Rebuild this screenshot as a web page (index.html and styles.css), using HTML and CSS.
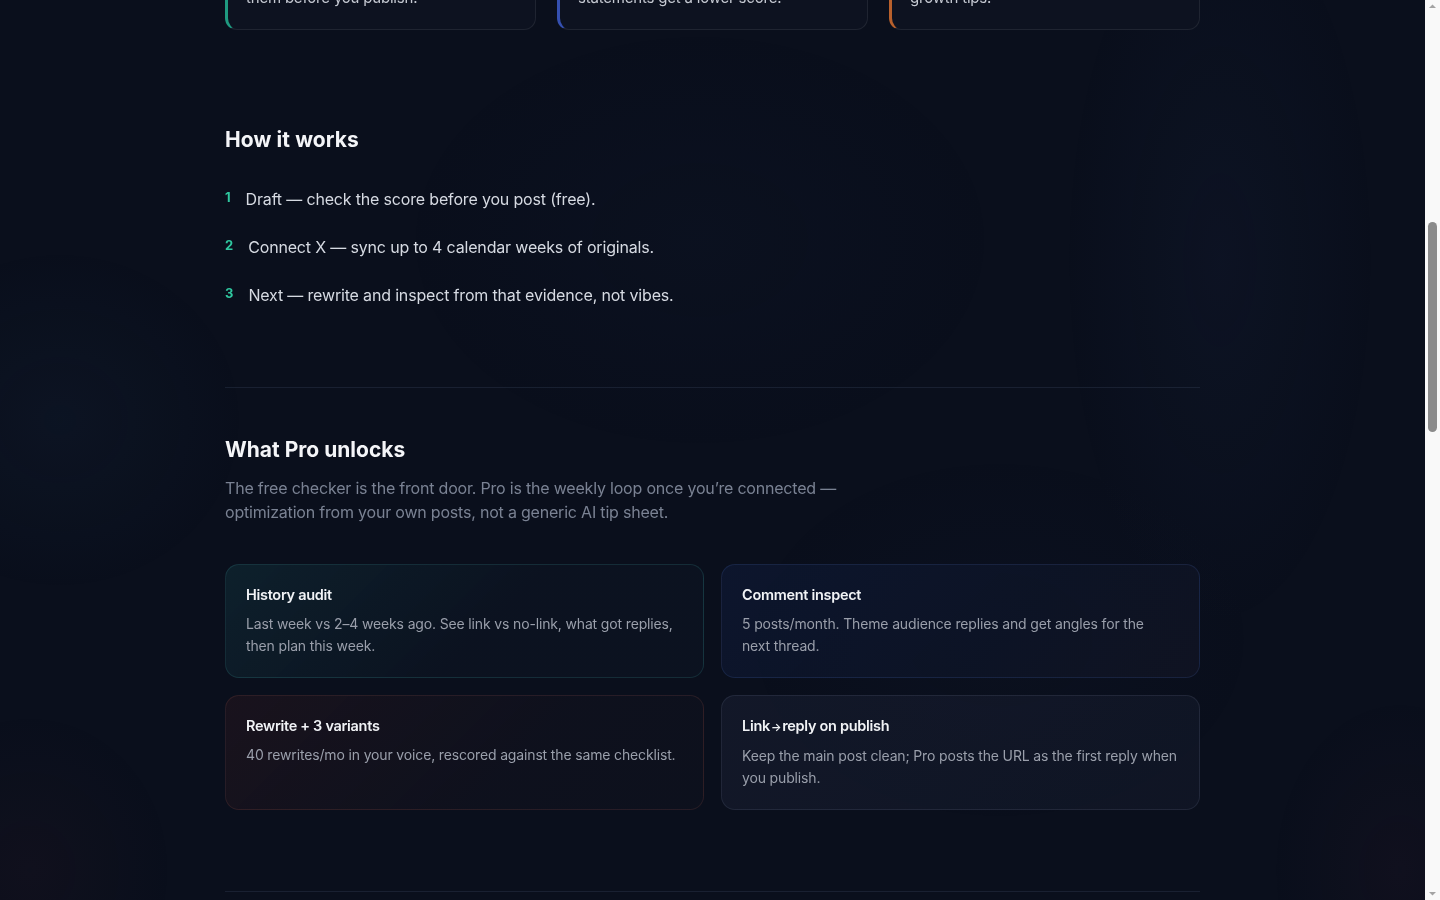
FILE: index.html
```html
<!DOCTYPE html>
<html lang="en">
<head>
<meta charset="utf-8">
<title>How it works</title>
<link rel="stylesheet" href="styles.css">
</head>
<body>
<div class="glow" aria-hidden="true"></div>
<main class="page">
  <div class="lead-space"></div>

  <section class="signals">
    <div class="signal signal-green"><p>them before you publish.</p></div>
    <div class="signal signal-blue"><p>statements get a lower score.</p></div>
    <div class="signal signal-orange"><p>growth tips.</p></div>
  </section>

  <section class="how">
    <h2 class="how-title">How it works</h2>
    <ol class="steps">
      <li class="step"><span class="step-num">1</span><span class="step-text">Draft — check the score before you post (free).</span></li>
      <li class="step"><span class="step-num">2</span><span class="step-text">Connect X — sync up to 4 calendar weeks of originals.</span></li>
      <li class="step"><span class="step-num">3</span><span class="step-text">Next — rewrite and inspect from that evidence, not vibes.</span></li>
    </ol>
  </section>

  <hr class="rule">

  <section class="pro">
    <h2 class="pro-title">What Pro unlocks</h2>
    <p class="lede">The free checker is the front door. Pro is the weekly loop once you’re connected — optimization from your own posts, not a generic AI tip sheet.</p>
    <div class="features">
      <article class="feature feature-teal">
        <h3>History audit</h3>
        <p>Last week vs 2–4 weeks ago. See link vs no-link, what got replies, then plan this week.</p>
      </article>
      <article class="feature feature-blue">
        <h3>Comment inspect</h3>
        <p>5 posts/month. Theme audience replies and get angles for the<br>next thread.</p>
      </article>
      <article class="feature feature-red">
        <h3>Rewrite + 3 variants</h3>
        <p>40 rewrites/mo in your voice, rescored against the same checklist.</p>
      </article>
      <article class="feature feature-slate">
        <h3>Link<span class="arrow">→</span>reply on publish</h3>
        <p>Keep the main post clean; Pro posts the URL as the first reply when you publish.</p>
      </article>
    </div>
  </section>

  <hr class="rule">

  <div class="tail-space"></div>
</main>

<div class="scrollbar" aria-hidden="true">
  <svg class="sb-arrow" width="15" height="15" viewBox="0 0 15 15"><path d="M4 8 L7.5 4.5 L11 8 Z" fill="#a3a3a3"/></svg>
  <div class="sb-track"><div class="sb-thumb"></div></div>
  <svg class="sb-arrow" width="15" height="15" viewBox="0 0 15 15"><path d="M4 7 L7.5 10.5 L11 7 Z" fill="#a3a3a3"/></svg>
</div>

<script src="script.js"></script>
</body>
</html>
```

FILE: styles.css
```css
html, body {
  margin: 0;
  padding: 0;
}

body {
  background: #0a0f1c;
  color: #d3d7df;
  font-family: "Inter", "Noto Sans", sans-serif;
  -webkit-font-smoothing: antialiased;
  padding-right: 15px;
}

/* classic scrollbar drawn over the right edge */
.scrollbar {
  position: fixed;
  top: 0;
  right: 0;
  width: 15px;
  height: 100vh;
  background: #f9f9f9;
  display: flex;
  flex-direction: column;
  z-index: 5;
}

.sb-arrow {
  display: block;
  flex: none;
}

.sb-track {
  flex: 1;
  padding: 0 3px;
}

.sb-thumb {
  margin-top: 207px;
  height: 210px;
  background: #8b8b8b;
  border-radius: 5px;
}

.glow {
  position: fixed;
  inset: 0;
  pointer-events: none;
  z-index: 0;
  background:
    radial-gradient(ellipse 220px 520px at 1220px 260px, rgba(40, 60, 110, 0.09), transparent 70%),
    radial-gradient(ellipse 260px 240px at 60px 420px, rgba(30, 60, 90, 0.11), transparent 70%),
    radial-gradient(ellipse 420px 300px at 700px 240px, rgba(30, 45, 90, 0.06), transparent 70%),
    radial-gradient(ellipse 200px 220px at 30px 870px, rgba(70, 30, 40, 0.10), transparent 70%),
    radial-gradient(ellipse 180px 240px at 1400px 870px, rgba(70, 30, 50, 0.10), transparent 70%),
    radial-gradient(ellipse 360px 260px at 1000px 640px, rgba(30, 40, 80, 0.06), transparent 70%);
}

.page {
  position: relative;
  z-index: 1;
  max-width: 975px;
  margin: 0 auto;
}

.lead-space {
  height: 780px;
}

/* top signal cards */
.signals {
  display: grid;
  grid-template-columns: repeat(3, 1fr);
  gap: 21px;
}

.signal {
  background: #0d1220;
  border: 1px solid rgba(255, 255, 255, 0.08);
  border-left: 3px solid;
  border-radius: 12px;
  padding: 96px 20px 20px 18px;
}

.signal p {
  margin: 0;
  font-size: 15px;
  line-height: 22px;
  color: #c6cad3;
  letter-spacing: -0.2px;
}

.signal-green { border-left-color: #1f9a80; }
.signal-blue { border-left-color: #3550b0; }
.signal-orange { border-left-color: #b8602c; }

/* how it works */
.how {
  padding: 96px 0 79px;
}

.how-title,
.pro-title {
  margin: 0;
  color: #f4f5f8;
  font-weight: 700;
}

.how-title {
  font-size: 21px;
  line-height: 27px;
  letter-spacing: 0.1px;
}

.steps {
  list-style: none;
  margin: 33px 0 0;
  padding: 0;
  display: flex;
  flex-direction: column;
  gap: 22px;
}

.step {
  display: flex;
  align-items: flex-start;
  gap: 15px;
}

.step-num {
  padding-top: 2px;
  font-size: 13px;
  line-height: 19px;
  font-weight: 700;
  color: #2fc79f;
}

.step-text {
  font-size: 16px;
  line-height: 26px;
  color: #d6dae2;
  letter-spacing: -0.17px;
}

.rule {
  margin: 0;
  border: 0;
  height: 1px;
  background: rgba(120, 140, 180, 0.14);
}

/* pro section */
.pro {
  padding: 49px 0 81px;
}

.pro-title {
  font-size: 21px;
  line-height: 26px;
  letter-spacing: 0;
}

.lede {
  margin: 13px 0 0;
  max-width: 640px;
  font-size: 16px;
  line-height: 24px;
  color: #7a8293;
  letter-spacing: -0.2px;
}

.features {
  margin-top: 40px;
  display: grid;
  grid-template-columns: 1fr 1fr;
  gap: 17px;
}

.feature {
  border: 1px solid rgba(255, 255, 255, 0.08);
  border-radius: 14px;
  padding: 19px 20px 20px;
  min-height: 72px;
}

.feature h3 {
  margin: 0;
  font-size: 14.5px;
  line-height: 22px;
  font-weight: 600;
  color: #f1f3f6;
  letter-spacing: -0.3px;
}

.feature p {
  margin: 7px 0 0;
  font-size: 14px;
  line-height: 22px;
  color: #9a9fab;
  letter-spacing: -0.15px;
}

.arrow {
  font-size: 11px;
  margin: 0 1px;
}

.feature-teal {
  background: linear-gradient(135deg, rgba(18, 50, 60, 0.5), rgba(12, 20, 34, 0.7) 55%, rgba(12, 20, 34, 0.7));
  border-color: rgba(60, 150, 150, 0.2);
}

.feature-blue {
  background: linear-gradient(135deg, rgba(16, 28, 60, 0.55), rgba(14, 22, 42, 0.6) 60%, rgba(20, 22, 38, 0.6));
  border-color: rgba(80, 110, 190, 0.18);
}

.feature-red {
  background: linear-gradient(135deg, rgba(38, 22, 30, 0.55), rgba(16, 18, 30, 0.7) 60%, rgba(14, 18, 30, 0.7));
  border-color: rgba(160, 90, 80, 0.18);
}

.feature-slate {
  background: linear-gradient(135deg, rgba(22, 28, 46, 0.7), rgba(18, 24, 40, 0.7));
  border-color: rgba(140, 150, 180, 0.14);
}

.tail-space {
  height: 1950px;
}
```

FILE: script.js
```js
(function () {
  function place() {
    var cards = document.querySelector('.signals');
    if (!cards) return;
    var r = cards.getBoundingClientRect();
    window.scrollTo(0, r.bottom + window.scrollY - 30);
  }
  place();
  window.addEventListener('load', place);
})();
```
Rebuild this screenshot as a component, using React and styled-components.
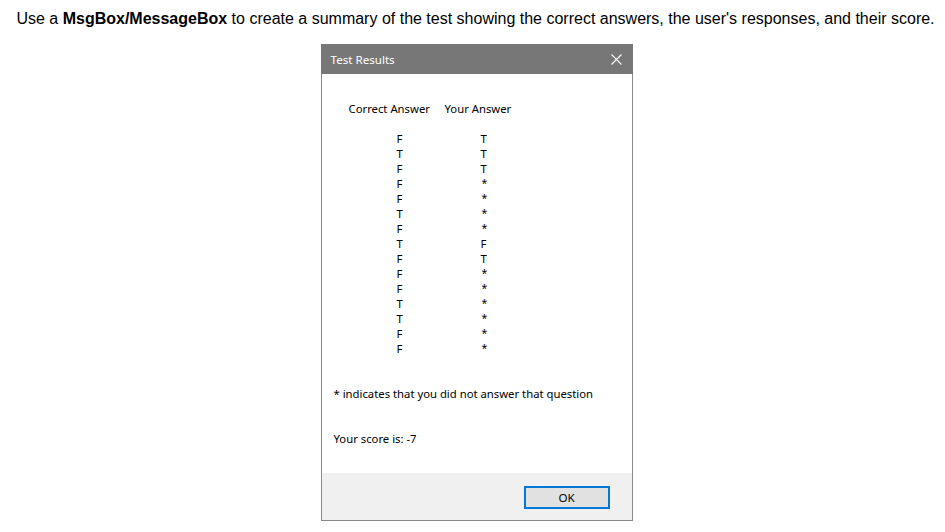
import React from "react";
import styled, { createGlobalStyle } from "styled-components";

const GlobalStyle = createGlobalStyle`
  body {
    margin: 0;
    background: #ffffff;
  }
`;

const answers = [
  ["F", "T"],
  ["T", "T"],
  ["F", "T"],
  ["F", "*"],
  ["F", "*"],
  ["T", "*"],
  ["F", "*"],
  ["T", "F"],
  ["F", "T"],
  ["F", "*"],
  ["F", "*"],
  ["T", "*"],
  ["T", "*"],
  ["F", "*"],
  ["F", "*"],
];

const App = () => {
  return (
    <Page>
      <GlobalStyle />
      <Intro>
        Use a <b>MsgBox/MessageBox</b> to create a summary of the test showing
        the correct answers, the user's responses, and their score.
      </Intro>
      <Dialog>
        <TitleBar>
          <Title>Test Results</Title>
          <CloseButton aria-label="Close">
            <svg width="11" height="11" viewBox="0 0 11 11">
              <path d="M0.5 0.5 L10.5 10.5 M10.5 0.5 L0.5 10.5" stroke="#ffffff" strokeWidth="1.1" fill="none" />
            </svg>
          </CloseButton>
        </TitleBar>
        <Body>
          <HeaderRow>
            <span>Correct Answer</span>
            <span>Your Answer</span>
          </HeaderRow>
          <Answers>
            {answers.map(([correct, yours], i) => (
              <AnswerRow key={i}>
                <span>{correct}</span>
                <Yours $star={yours === "*"}>{yours}</Yours>
              </AnswerRow>
            ))}
          </Answers>
          <Line>* indicates that you did not answer that question</Line>
          <Line>Your score is: -7</Line>
        </Body>
        <Footer>
          <OkButton>OK</OkButton>
        </Footer>
      </Dialog>
    </Page>
  );
};

const Page = styled.div`
  display: flex;
  flex-direction: column;
  align-items: center;
  padding: 10px 0 0 0;
`;

const Intro = styled.p`
  margin: 0 0 16px 6px;
  font-family: "Liberation Sans", Arial, sans-serif;
  font-size: 16px;
  line-height: 18px;
  color: #000000;
  white-space: nowrap;
`;

const Dialog = styled.div`
  width: 312px;
  box-sizing: border-box;
  margin-left: 8px;
  border: 1px solid #8a8a8a;
  border-top: none;
  background: #ffffff;
  font-family: "Noto Sans", "Open Sans", sans-serif;
  font-size: 11.3px;
  color: #000000;
`;

const TitleBar = styled.div`
  height: 30px;
  margin: 0 -1px;
  background: #777777;
  display: flex;
  align-items: center;
  justify-content: space-between;
  padding: 0 11px 0 10px;
`;

const Title = styled.span`
  color: #ffffff;
  font-size: 11.6px;
`;

const CloseButton = styled.span`
  display: flex;
  align-items: center;
  justify-content: center;
`;

const Body = styled.div`
  height: 399px;
  box-sizing: border-box;
  padding: 27px 12px 0 12px;
  line-height: 15px;
`;

const HeaderRow = styled.div`
  display: grid;
  grid-template-columns: 96px auto;
  padding-left: 15px;
  white-space: nowrap;
`;

const Answers = styled.div`
  margin: 15px 0 30px 0;
`;

const AnswerRow = styled.div`
  display: grid;
  grid-template-columns: 84px auto;
  padding-left: 63px;
  height: 15px;
  overflow: hidden;
`;

const Yours = styled.span`
  padding-left: ${(p) => (p.$star ? "1px" : "0")};
  font-size: ${(p) => (p.$star ? "10.5px" : "11.3px")};
`;

const Line = styled.div`
  margin-bottom: 30px;
  white-space: nowrap;
`;

const Footer = styled.div`
  height: 47px;
  box-sizing: border-box;
  background: #f0f0f0;
  display: flex;
  justify-content: flex-end;
  align-items: flex-start;
  padding: 13px 22px 0 0;
`;

const OkButton = styled.button`
  width: 86px;
  height: 23px;
  box-sizing: border-box;
  border: 2px solid #0078d7;
  background: #e1e1e1;
  font-family: "Noto Sans", "Open Sans", sans-serif;
  font-size: 11.6px;
  color: #000000;
  padding: 0;
  cursor: pointer;
`;

export default App;
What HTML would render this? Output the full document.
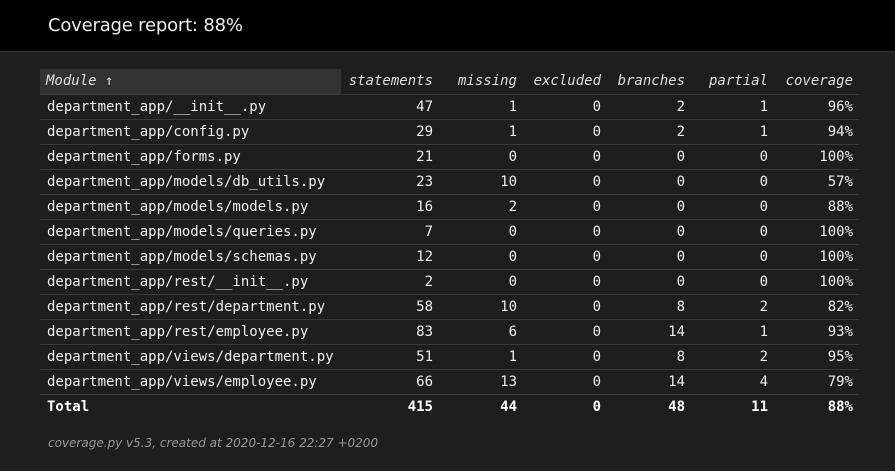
<!DOCTYPE html>
<html><head><meta charset="utf-8"><style>
*{margin:0;padding:0;box-sizing:border-box}
body{width:895px;height:471px;background:#1e1e1e;color:#eee;overflow:hidden;font-family:"DejaVu Sans Mono","Liberation Mono",monospace}
#hd{height:52px;background:#000;border-bottom:1px solid #333}
#hd h1{position:absolute;left:48px;top:15px;font:400 18px "DejaVu Sans","Liberation Sans",sans-serif;color:#eee;letter-spacing:-0.2px}
table{position:absolute;left:40px;top:69px;width:819px;border-collapse:collapse;font-size:14px}
th{font-style:italic;font-weight:400;color:#ddd;height:25px;text-align:right;padding-right:6px}
th.m{text-align:left;background:#333;padding-left:6px}
td{height:25px;text-align:right;padding-right:6px;border-top:1px solid #3a3a3a;color:#eee}
td.m{text-align:left;padding-left:7px}
tr.t td{font-weight:bold;color:#fff}
#ft{position:absolute;left:48px;top:436px;font:italic 12px "DejaVu Sans","Liberation Sans",sans-serif;color:#999}
</style></head><body>
<div id="hd"><h1>Coverage report: 88%</h1></div>
<table>
<colgroup><col style="width:301px"><col style="width:98px"><col style="width:84px"><col style="width:84px"><col style="width:84px"><col style="width:83px"><col style="width:85px"></colgroup>
<tr><th class="m">Module ↑</th><th>statements</th><th>missing</th><th>excluded</th><th>branches</th><th>partial</th><th>coverage</th></tr>
<tr><td class="m">department_app/__init__.py</td><td>47</td><td>1</td><td>0</td><td>2</td><td>1</td><td>96%</td></tr>
<tr><td class="m">department_app/config.py</td><td>29</td><td>1</td><td>0</td><td>2</td><td>1</td><td>94%</td></tr>
<tr><td class="m">department_app/forms.py</td><td>21</td><td>0</td><td>0</td><td>0</td><td>0</td><td>100%</td></tr>
<tr><td class="m">department_app/models/db_utils.py</td><td>23</td><td>10</td><td>0</td><td>0</td><td>0</td><td>57%</td></tr>
<tr><td class="m">department_app/models/models.py</td><td>16</td><td>2</td><td>0</td><td>0</td><td>0</td><td>88%</td></tr>
<tr><td class="m">department_app/models/queries.py</td><td>7</td><td>0</td><td>0</td><td>0</td><td>0</td><td>100%</td></tr>
<tr><td class="m">department_app/models/schemas.py</td><td>12</td><td>0</td><td>0</td><td>0</td><td>0</td><td>100%</td></tr>
<tr><td class="m">department_app/rest/__init__.py</td><td>2</td><td>0</td><td>0</td><td>0</td><td>0</td><td>100%</td></tr>
<tr><td class="m">department_app/rest/department.py</td><td>58</td><td>10</td><td>0</td><td>8</td><td>2</td><td>82%</td></tr>
<tr><td class="m">department_app/rest/employee.py</td><td>83</td><td>6</td><td>0</td><td>14</td><td>1</td><td>93%</td></tr>
<tr><td class="m">department_app/views/department.py</td><td>51</td><td>1</td><td>0</td><td>8</td><td>2</td><td>95%</td></tr>
<tr><td class="m">department_app/views/employee.py</td><td>66</td><td>13</td><td>0</td><td>14</td><td>4</td><td>79%</td></tr>
<tr class="t"><td class="m">Total</td><td>415</td><td>44</td><td>0</td><td>48</td><td>11</td><td>88%</td></tr>
</table>
<div id="ft">coverage.py v5.3, created at 2020-12-16 22:27 +0200</div>
</body></html>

☆ ☆ ☆ ☆

Exercise objective —
Find every line in the records above that holds the word "React", and copy each one.

Solution for this exercise —
Rebuild this screenshot as a component, using React and styled-components.
import React from "react";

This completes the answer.